La fe se prueba únicamente
en tiempos de adversidad
Ovidio

 

Plagas y epidemias han acechado a la humanidad a lo largo de su historia, y en todas ellas los mortales resultados han afianzado tradiciones funerarias milenarias que gracias a migraciones y conquistas se han enriquecido con otras formulas y protocolos que, adoptados por los pueblos, han dado origen a expresiones irrepetibles de la fe en vidas mejores.

La pluriculturalidad mexicana aporta al mundo coloridos y profundos ritos y ceremonias de Muertos, todos patentizan nuestra creatividad y nuestra profunda y singular concepción ante la muerte, pérdida celebrada con una vitalidad insospechada que a través de flores, cantos, rezos y ceras se funden y confunden en rituales familiares que enlazan clanes ancestrales a través de la fiesta y la gastronomía.

Si a fines de la década de los años 50 del siglo XIX una pandemia obligó a prohibir los entierros en atrios y templos, dando así origen a los panteones civiles, comunitarios y privados que albergan a nuestros muertos mexicanos, hoy la Covid-19 nos obliga a cerrar esos recintos, —tal y como se tuvo que hacer hace cien años ante la Gripe Española-—con la única finalidad de frenar contagios masivos que provoquen mortandades indeseadas entre los capitalinos.

Nadie puede negar que en el ánimo de la humanidad la búsqueda de vacunas y tratamientos a esta pandemia se hace cada día más urgente, sobre todo cuando  vemos trastocadas las más relevantes expresiones culturales comunitarias, pues si los hitos cívicos, como el Grito y el tradicional desfile de la Independencia pudieron ser asumidos a la distancia merced a la tecnología, un tema tan íntimo y tan familiar como es el recuerdo de los que se fueron, de quienes “se nos adelantaron”, pareciera trastocar irreparablemente una cadena milenaria de culto a nuestros muertos.

Pero aquellos que se consideran guardianes de la tradición ancestral mexicana, han reflexionado en torno a la importancia de sostenerla desde el lugar de su origen, es decir, desde la Calli, la casa, el espacio destinado a ser panteón familiar por excelencia, sustento del altar de muertos en el que la imagen de los fallecidos más cercanos  se honra con su fotografía y en su entorno se le ofrendan sus gustos culinarios y sus bebidas de preferencia; con este principio básico se retoma con fuerza la intimidad comunitaria de una fiesta de comunión ancestral cuyo espacio es el hogar, no el panteón, no el cementerio impuesto para ellos por los españoles desde 1519, cuando enfrentaron otra concepción de muerte muy diferente.
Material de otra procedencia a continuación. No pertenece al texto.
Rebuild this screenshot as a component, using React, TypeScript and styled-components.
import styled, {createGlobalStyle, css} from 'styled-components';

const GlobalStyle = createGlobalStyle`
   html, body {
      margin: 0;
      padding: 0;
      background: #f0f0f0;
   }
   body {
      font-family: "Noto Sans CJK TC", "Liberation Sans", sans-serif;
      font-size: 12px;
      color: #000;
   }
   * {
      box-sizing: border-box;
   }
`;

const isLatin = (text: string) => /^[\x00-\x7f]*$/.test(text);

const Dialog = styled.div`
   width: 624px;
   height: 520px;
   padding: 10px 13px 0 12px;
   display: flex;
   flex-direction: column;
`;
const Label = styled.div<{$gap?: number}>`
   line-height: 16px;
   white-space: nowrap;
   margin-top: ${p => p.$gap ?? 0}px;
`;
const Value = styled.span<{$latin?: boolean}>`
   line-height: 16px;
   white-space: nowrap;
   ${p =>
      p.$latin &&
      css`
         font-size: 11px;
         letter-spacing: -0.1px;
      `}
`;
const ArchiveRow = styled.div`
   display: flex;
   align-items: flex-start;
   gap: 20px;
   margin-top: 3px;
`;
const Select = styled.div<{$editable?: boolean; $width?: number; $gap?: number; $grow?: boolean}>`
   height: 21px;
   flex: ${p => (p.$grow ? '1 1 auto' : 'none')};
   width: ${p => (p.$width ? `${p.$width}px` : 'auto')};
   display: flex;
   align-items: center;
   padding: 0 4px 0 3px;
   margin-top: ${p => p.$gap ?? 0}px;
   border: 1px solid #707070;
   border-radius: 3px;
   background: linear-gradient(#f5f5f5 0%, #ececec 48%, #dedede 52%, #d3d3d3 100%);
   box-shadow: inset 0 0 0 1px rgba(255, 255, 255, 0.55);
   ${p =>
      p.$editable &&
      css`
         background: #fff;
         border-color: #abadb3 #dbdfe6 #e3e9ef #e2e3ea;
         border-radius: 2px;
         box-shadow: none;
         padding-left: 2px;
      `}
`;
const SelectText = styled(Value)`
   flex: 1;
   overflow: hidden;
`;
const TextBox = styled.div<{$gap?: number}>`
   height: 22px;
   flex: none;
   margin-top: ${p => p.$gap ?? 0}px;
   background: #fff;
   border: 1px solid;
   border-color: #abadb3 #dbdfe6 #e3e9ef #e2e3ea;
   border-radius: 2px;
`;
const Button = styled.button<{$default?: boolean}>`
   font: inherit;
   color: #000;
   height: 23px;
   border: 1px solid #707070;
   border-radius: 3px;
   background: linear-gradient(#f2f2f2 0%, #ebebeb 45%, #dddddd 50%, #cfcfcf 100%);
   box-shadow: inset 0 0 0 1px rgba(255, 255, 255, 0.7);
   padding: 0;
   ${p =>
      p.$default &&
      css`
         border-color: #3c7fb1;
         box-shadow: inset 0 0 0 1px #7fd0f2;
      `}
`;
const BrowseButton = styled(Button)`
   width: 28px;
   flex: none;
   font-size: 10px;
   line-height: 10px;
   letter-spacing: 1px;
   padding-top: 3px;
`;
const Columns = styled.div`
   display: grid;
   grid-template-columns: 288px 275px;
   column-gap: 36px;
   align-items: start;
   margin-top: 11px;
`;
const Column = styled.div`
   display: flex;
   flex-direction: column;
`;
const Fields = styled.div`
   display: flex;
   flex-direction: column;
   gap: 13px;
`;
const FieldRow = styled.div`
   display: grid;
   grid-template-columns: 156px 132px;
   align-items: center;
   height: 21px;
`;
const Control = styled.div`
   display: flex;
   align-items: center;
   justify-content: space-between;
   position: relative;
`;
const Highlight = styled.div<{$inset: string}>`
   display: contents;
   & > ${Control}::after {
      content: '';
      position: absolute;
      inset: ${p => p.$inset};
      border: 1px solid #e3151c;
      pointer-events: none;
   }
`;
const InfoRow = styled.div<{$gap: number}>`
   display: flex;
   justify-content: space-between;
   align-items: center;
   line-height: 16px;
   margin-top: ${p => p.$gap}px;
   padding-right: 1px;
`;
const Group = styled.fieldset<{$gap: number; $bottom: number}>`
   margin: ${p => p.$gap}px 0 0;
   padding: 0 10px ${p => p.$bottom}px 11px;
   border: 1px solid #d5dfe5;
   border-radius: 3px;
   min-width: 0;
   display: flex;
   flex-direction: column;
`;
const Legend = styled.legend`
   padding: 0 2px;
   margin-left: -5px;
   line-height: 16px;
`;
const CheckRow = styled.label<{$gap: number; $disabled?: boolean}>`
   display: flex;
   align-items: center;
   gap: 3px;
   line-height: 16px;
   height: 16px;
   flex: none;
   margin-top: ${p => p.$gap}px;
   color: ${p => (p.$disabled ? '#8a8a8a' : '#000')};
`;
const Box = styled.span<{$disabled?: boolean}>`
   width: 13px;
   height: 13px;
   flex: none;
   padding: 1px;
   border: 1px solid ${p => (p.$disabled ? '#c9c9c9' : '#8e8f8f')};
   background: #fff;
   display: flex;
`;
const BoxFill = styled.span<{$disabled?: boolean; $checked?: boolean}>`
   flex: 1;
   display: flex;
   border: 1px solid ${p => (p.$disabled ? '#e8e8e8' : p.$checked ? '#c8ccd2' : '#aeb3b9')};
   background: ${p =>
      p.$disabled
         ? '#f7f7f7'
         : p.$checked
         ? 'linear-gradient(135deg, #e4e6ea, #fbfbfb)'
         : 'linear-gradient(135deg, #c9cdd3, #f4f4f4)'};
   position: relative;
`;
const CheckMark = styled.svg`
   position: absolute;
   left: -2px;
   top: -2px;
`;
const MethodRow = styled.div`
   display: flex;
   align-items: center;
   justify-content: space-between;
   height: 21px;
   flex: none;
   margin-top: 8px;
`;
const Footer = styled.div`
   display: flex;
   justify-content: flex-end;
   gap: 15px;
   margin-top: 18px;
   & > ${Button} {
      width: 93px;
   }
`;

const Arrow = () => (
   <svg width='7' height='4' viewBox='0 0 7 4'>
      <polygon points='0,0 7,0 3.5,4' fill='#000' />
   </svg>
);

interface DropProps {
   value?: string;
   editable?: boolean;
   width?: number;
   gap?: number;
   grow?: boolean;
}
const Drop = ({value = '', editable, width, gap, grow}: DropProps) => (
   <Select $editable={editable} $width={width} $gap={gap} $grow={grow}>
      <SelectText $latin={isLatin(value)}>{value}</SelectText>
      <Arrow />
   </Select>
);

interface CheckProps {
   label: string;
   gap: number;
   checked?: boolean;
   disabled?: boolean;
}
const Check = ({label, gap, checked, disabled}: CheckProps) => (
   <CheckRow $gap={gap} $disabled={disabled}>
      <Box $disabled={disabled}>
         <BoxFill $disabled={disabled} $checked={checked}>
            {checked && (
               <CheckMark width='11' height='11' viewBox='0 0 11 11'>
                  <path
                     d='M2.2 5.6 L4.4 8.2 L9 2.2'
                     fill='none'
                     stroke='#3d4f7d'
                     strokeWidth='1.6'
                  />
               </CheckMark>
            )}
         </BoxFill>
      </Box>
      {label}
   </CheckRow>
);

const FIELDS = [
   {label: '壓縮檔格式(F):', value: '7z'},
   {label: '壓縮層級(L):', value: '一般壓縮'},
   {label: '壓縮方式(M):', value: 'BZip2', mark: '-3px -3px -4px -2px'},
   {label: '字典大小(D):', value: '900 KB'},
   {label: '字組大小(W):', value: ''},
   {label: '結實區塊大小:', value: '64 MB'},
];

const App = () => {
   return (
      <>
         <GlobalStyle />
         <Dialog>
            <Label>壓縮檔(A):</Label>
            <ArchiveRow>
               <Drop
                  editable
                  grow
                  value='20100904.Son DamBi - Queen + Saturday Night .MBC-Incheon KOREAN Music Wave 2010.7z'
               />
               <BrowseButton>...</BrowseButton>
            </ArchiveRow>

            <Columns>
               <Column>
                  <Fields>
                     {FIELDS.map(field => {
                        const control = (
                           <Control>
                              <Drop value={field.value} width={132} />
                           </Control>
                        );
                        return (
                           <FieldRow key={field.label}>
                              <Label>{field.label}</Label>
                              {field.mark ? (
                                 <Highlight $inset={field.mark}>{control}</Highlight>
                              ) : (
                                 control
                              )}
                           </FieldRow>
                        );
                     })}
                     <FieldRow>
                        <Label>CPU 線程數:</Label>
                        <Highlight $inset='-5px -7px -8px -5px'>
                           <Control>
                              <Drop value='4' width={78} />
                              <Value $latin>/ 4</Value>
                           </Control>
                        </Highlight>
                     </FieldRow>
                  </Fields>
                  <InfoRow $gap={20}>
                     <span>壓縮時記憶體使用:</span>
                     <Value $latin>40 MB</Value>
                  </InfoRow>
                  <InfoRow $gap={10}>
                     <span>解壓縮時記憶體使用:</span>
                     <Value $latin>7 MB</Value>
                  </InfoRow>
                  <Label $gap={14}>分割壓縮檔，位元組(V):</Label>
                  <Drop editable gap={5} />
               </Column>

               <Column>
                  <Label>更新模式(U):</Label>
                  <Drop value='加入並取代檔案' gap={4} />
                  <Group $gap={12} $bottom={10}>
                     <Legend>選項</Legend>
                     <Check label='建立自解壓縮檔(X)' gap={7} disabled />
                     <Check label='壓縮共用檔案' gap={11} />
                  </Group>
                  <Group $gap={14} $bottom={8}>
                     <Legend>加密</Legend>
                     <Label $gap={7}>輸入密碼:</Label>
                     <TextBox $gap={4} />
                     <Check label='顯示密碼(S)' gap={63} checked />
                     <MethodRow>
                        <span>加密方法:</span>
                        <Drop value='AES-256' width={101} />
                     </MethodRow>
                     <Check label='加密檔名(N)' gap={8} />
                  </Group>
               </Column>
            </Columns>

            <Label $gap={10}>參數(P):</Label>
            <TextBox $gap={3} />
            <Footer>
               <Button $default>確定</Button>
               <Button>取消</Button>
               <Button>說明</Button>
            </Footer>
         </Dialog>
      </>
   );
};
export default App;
No obstante el sincretismo propiciado por nuestras culturas originarias y las de los conquistadores, a todas ellas les mueve una profunda fe en la otra vida, una honda creencia que anima el derecho a la memoria familiar, a la comunitaria y, en todas sus riquezas y sus matices, a la memoria nacional.

Por ello, este 2020 ofrece una inigualable oportunidad para profundizar en la práctica en esa certeza mágica que se encarnan en tales ritos y procesos socioculturales, confirmando así la razón que asistió al poeta Ovidio cuando afirmó que la adversidad templa la fe entre la humanidad.